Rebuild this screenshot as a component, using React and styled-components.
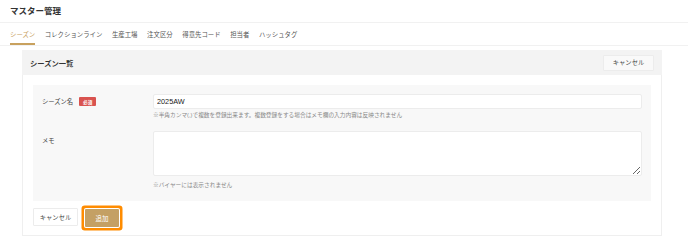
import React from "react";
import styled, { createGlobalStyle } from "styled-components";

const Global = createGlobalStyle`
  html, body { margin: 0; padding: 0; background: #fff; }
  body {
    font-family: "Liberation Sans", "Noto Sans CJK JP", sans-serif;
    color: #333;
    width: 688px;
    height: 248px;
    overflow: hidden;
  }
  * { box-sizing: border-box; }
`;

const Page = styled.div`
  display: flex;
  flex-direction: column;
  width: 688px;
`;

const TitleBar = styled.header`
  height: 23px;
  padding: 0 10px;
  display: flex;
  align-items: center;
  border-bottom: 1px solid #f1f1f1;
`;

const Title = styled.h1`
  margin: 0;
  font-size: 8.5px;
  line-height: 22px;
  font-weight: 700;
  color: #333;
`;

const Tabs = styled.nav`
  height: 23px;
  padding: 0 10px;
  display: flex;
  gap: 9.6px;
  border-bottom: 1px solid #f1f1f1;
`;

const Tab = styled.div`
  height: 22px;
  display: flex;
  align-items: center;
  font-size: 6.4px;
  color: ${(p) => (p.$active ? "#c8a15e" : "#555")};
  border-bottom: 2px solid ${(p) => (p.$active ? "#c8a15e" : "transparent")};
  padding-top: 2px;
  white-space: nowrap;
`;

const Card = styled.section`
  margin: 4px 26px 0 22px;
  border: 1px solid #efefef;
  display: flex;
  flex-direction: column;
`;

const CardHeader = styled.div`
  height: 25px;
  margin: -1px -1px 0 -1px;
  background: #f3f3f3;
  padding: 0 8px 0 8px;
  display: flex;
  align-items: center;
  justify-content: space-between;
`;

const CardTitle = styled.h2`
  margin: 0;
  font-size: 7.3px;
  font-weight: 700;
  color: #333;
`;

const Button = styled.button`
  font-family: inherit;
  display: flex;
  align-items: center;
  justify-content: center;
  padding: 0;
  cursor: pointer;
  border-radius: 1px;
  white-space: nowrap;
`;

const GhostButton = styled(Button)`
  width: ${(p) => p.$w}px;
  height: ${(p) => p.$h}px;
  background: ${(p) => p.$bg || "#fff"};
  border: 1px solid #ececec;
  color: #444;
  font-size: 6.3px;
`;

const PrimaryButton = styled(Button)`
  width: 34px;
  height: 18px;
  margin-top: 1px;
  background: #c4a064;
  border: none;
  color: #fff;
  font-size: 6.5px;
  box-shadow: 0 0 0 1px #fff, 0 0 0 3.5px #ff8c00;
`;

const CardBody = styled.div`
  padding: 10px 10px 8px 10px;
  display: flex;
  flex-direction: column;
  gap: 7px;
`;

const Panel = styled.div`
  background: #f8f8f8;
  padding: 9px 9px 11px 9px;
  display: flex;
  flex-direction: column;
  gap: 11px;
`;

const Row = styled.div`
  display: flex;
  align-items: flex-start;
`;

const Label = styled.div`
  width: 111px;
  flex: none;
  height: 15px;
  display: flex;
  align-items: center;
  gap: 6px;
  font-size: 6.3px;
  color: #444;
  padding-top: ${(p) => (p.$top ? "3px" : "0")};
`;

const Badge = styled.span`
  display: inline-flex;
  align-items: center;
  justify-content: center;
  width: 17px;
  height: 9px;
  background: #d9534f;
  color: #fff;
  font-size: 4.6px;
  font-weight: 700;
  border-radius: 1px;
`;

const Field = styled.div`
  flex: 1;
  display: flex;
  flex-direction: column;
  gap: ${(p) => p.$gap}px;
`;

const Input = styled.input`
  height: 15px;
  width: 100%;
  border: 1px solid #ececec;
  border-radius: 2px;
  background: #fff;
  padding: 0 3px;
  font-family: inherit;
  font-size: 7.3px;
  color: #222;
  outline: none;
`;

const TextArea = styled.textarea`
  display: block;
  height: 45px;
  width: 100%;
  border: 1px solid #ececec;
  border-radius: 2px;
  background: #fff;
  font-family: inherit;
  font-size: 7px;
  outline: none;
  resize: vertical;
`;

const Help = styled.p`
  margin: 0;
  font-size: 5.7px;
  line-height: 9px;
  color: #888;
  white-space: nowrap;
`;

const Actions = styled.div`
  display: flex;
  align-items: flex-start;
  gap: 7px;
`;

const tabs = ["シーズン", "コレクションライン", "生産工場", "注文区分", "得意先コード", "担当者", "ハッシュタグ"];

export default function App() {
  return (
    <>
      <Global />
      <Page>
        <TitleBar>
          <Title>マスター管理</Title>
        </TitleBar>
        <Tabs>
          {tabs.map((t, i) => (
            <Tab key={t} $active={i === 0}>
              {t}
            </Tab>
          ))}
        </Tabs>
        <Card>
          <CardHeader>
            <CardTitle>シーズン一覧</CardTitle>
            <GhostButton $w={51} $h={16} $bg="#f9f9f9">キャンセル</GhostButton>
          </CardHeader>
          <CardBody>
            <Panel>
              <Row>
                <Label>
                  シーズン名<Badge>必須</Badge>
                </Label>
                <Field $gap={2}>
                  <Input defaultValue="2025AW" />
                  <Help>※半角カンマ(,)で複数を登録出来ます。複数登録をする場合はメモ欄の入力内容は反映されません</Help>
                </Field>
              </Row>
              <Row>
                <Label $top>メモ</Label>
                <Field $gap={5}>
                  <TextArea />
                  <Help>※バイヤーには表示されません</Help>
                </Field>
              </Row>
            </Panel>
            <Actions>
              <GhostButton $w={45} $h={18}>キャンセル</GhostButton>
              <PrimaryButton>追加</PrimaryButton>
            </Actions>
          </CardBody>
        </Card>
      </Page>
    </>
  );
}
***
Collect from the data above every line that includes "React".

» Answer
Rebuild this screenshot as a component, using React and styled-components.
import React from "react";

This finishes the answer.